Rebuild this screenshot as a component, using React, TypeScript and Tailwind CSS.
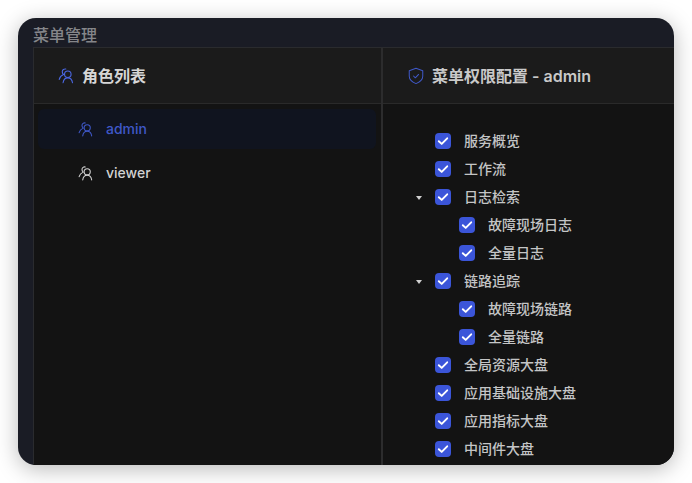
import React from "react";

type TreeItem = { label: string; depth: 0 | 1; caret?: boolean };

const tree: TreeItem[] = [
  { label: "服务概览", depth: 0 },
  { label: "工作流", depth: 0 },
  { label: "日志检索", depth: 0, caret: true },
  { label: "故障现场日志", depth: 1 },
  { label: "全量日志", depth: 1 },
  { label: "链路追踪", depth: 0, caret: true },
  { label: "故障现场链路", depth: 1 },
  { label: "全量链路", depth: 1 },
  { label: "全局资源大盘", depth: 0 },
  { label: "应用基础设施大盘", depth: 0 },
  { label: "应用指标大盘", depth: 0 },
  { label: "中间件大盘", depth: 0 },
];

const fontClass = "font-['Inter','Noto_Sans_CJK_SC',sans-serif]";

function RolesIcon({ className }: { className?: string }) {
  return (
    <svg viewBox="0 0 16 16" fill="none" className={className} aria-hidden="true">
      <circle cx="9.6" cy="6.4" r="2.9" stroke="currentColor" strokeWidth="1" />
      <path d="M5.4 14c.4-2.5 2-4.3 4.2-4.3s3.8 1.8 4.2 4.3" stroke="currentColor" strokeWidth="1" strokeLinecap="round" />
      <path d="M7.8 1.8C6.2 1.5 4.8 2.4 4.7 4c-.1 1.2.4 2.1 1.1 2.7C3.9 7.5 2.5 9 2 11" stroke="currentColor" strokeWidth="1" strokeLinecap="round" />
    </svg>
  );
}

function ShieldIcon({ className }: { className?: string }) {
  return (
    <svg viewBox="0 0 16 16" fill="none" className={className} aria-hidden="true">
      <path d="M8 1.2l6 2.1v5c0 3-2.4 5-6 6.5-3.6-1.5-6-3.5-6-6.5v-5l6-2.1z" stroke="currentColor" strokeWidth="0.9" strokeLinejoin="round" />
      <path d="M5.8 8l1.6 1.6 2.9-3" stroke="currentColor" strokeWidth="0.9" strokeLinecap="round" strokeLinejoin="round" />
    </svg>
  );
}

function Checkbox() {
  return (
    <span className="flex h-4 w-4 shrink-0 items-center justify-center rounded-[4px] bg-[#3b55d9]">
      <svg viewBox="0 0 16 16" fill="none" className="h-4 w-4" aria-hidden="true">
        <path d="M3.8 8.2l2.9 2.7 5.5-5.6" stroke="#fff" strokeWidth="1.9" strokeLinecap="round" strokeLinejoin="round" />
      </svg>
    </span>
  );
}

function TreeRow({ item }: { item: TreeItem }) {
  return (
    <div className={`flex h-7 items-center ${item.depth === 1 ? "pl-[76px]" : "pl-[52px]"}`}>
      <Checkbox />
      <span className="-mt-px ml-[13px] whitespace-nowrap text-[14px] font-medium text-[#c4c5c6]">{item.label}</span>
    </div>
  );
}

function Caret() {
  return <span className="absolute left-[33px] top-1/2 h-0 w-0 -translate-y-[1px] border-x-[3.5px] border-t-[4px] border-x-transparent border-t-[#d0d0d0]" />;
}

export default function App() {
  return (
    <div className={`h-[483px] w-[692px] overflow-hidden bg-white px-[18px] pt-[18px] ${fontClass}`}>
      <div className="flex h-[447px] w-[656px] flex-col overflow-hidden rounded-[18px] bg-[#1a1c25] pl-[15px] shadow-[0_4px_22px_rgba(0,0,0,0.28)]">
        <div className="h-[29px] pt-[6px] text-[16px] font-medium leading-[22px] text-[#85868a]">菜单管理</div>
        <div className="flex min-h-0 flex-1 border-l border-t border-[#2a2b2e] bg-[#131313]">
          <div className="w-[349px] shrink-0 border-r-2 border-[#2c2c2d]">
            <div className="flex h-[56px] items-center border-b border-[#2a2a2a] bg-[#1b1b1b] pl-[23px]">
              <RolesIcon className="h-[18px] w-[18px] text-[#4a66e0]" />
              <span className="ml-[7px] text-[16px] font-semibold text-[#d6d6d6]">角色列表</span>
            </div>
            <div className="pl-[4px] pr-[5px] pt-[5px]">
              <div className="flex h-10 items-center rounded-[6px] bg-[#10141f] pl-[39px] text-[#3f58c8]">
                <RolesIcon className="h-[17px] w-[17px]" />
                <span className="-mt-px ml-3 text-[14px] font-medium">admin</span>
              </div>
              <div className="mt-1 flex h-10 items-center pl-[39px] text-[#d2d2d2]">
                <RolesIcon className="h-[17px] w-[17px]" />
                <span className="-mt-px ml-3 text-[14px] font-medium">viewer</span>
              </div>
            </div>
          </div>
          <div className="min-w-0 flex-1">
            <div className="flex h-[56px] items-center border-b border-[#2a2a2a] bg-[#1b1b1b] pl-[24px]">
              <ShieldIcon className="h-[18px] w-[18px] text-[#3f58c8]" />
              <span className="ml-[7px] text-[16px] font-semibold text-[#c9c9c9]">菜单权限配置 - admin</span>
            </div>
            <div className="pt-[23px]">
              {tree.map((item) => (
                <div key={item.label} className="relative">
                  {item.caret ? <Caret /> : null}
                  <TreeRow item={item} />
                </div>
              ))}
            </div>
          </div>
        </div>
      </div>
    </div>
  );
}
****************************************
YOUR GOAL :: Check each line above for the word "React" and give the number of lines that have it, nothing else.

TASK RESULT :: 2